Peygamberimiz (s.a.s.) de, “Kim Allah’a dua etmezse, Allah ona gazap eder.” (İbn Mace, Dua, 1) buyurmak suretiyle dua ile Rabbine yönelen mümin kimselerin Allah’ın gazabından korunacaklarına işaret etmiştir. Bu itibarla dua, ibadetin önemli bir aşamasıdır. Şüphesiz buradaki duadan kastımız, dua normlarına sıkıştırılmış metinlerin içkinlikten uzak bilinçsizce tekerrürü ya da okunması değil, genel olarak öz, eylem ve söz bütünselliği içerisinde samimiyetle Allah’a yöneliştir. Rabbimiz, ihlas ve samimiyetle kendisine yönelen hiçbir gönlü/eli boş çevirmeyeceğini taahhüt etmektedir. “Kullarım, beni senden sorarlarsa, (bilsinler ki), gerçekten ben (onlara çok) yakınım. Bana dua edince, dua edenin duasına cevap veririm. O halde, doğru yolu bulmaları için benim davetime uysunlar, bana iman etsinler.” (Bakara, 186), “Rabbiniz şöyle dedi: “Bana dua edin, duanıza cevap vereyim…” (Mümin, 60) ayetleri, Rabbimizin kendisine samimiyetle yönelen “öz”lere, göz ve gönüllerin idrak edemeyeceği şekilde karşılık vereceğini dile getirmektedir.
Dualarımıza cevap/karşılık verilmesini, bizim çoğu zaman dönemsel isteklerimizin aynıyla yerine getirilmesi şeklinde anlamak ve algılamak, dinimizin dua emir ve tavsiyelerinin amacına uygun değildir. Zira bazen, sadece bugünü, hâlihazırdaki heves ve arzularımızın gereğini düşünerek kendi talep çerçevemizi daraltmış, yarınları ve bizimle münasebeti olan daha başka şeyleri gözden kaçırmış olabiliriz.

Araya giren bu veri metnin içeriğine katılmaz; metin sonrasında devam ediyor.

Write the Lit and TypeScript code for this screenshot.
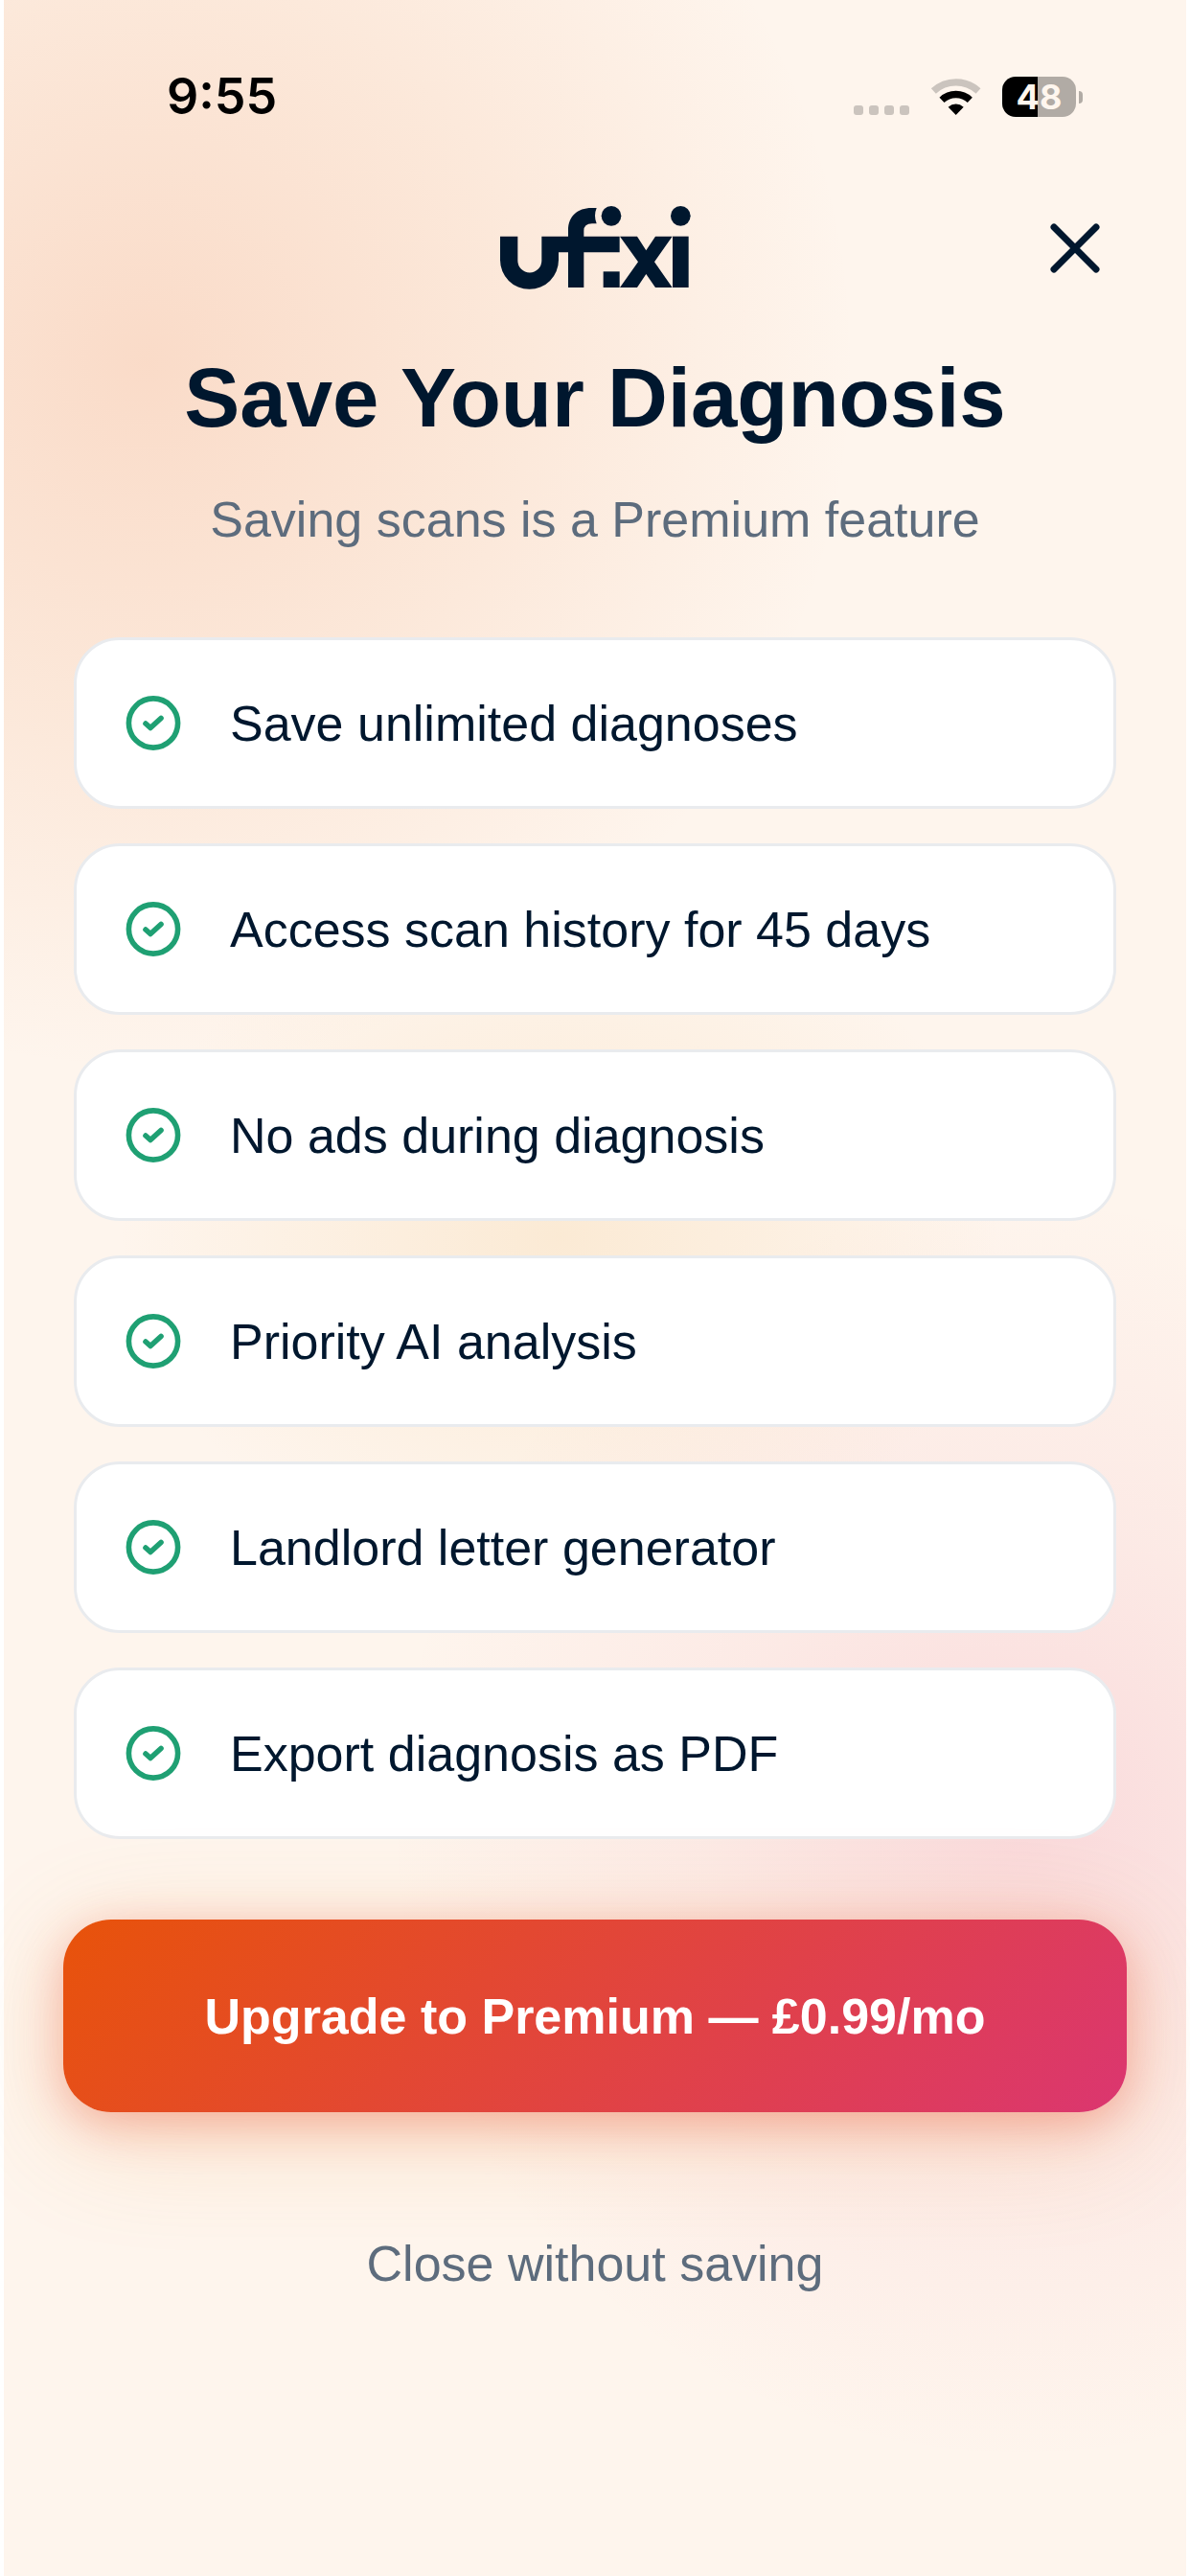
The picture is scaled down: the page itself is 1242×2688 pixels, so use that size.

Alîm olan Allah ise, hem bugünümüzü hem de uzak-yakın yarınlarımızı iç içe görüp-gözeterek, bizim daralttığımız hususları açar, genişletir; merhamet ve hikmetinin derinliğine göre belki de bizim farkında olmadığımız çok yönlü karşılıklarda/cevaplarda bulunur. Söz gelimi, hasta sadece şikâyetini dile getirir; şikâyete bağlı olarak hangi ilacın iyi geleceği hekimin takdir ve hikmetine bırakılır. Bazen hasta istemediği halde, ağrısının hemen dinmesini beklerken canı yanabilir, tatlı bir ilaç umarken, acı bir ilacı içmek zorunda kalabilir. Bu durumda hastanın “hekim beni dinlemedi” sözü gerçeği yansıtmamaktadır. Hekim hastayı dinlemiş, ona tababetin gerekleri doğrultusunda icabet etmiştir.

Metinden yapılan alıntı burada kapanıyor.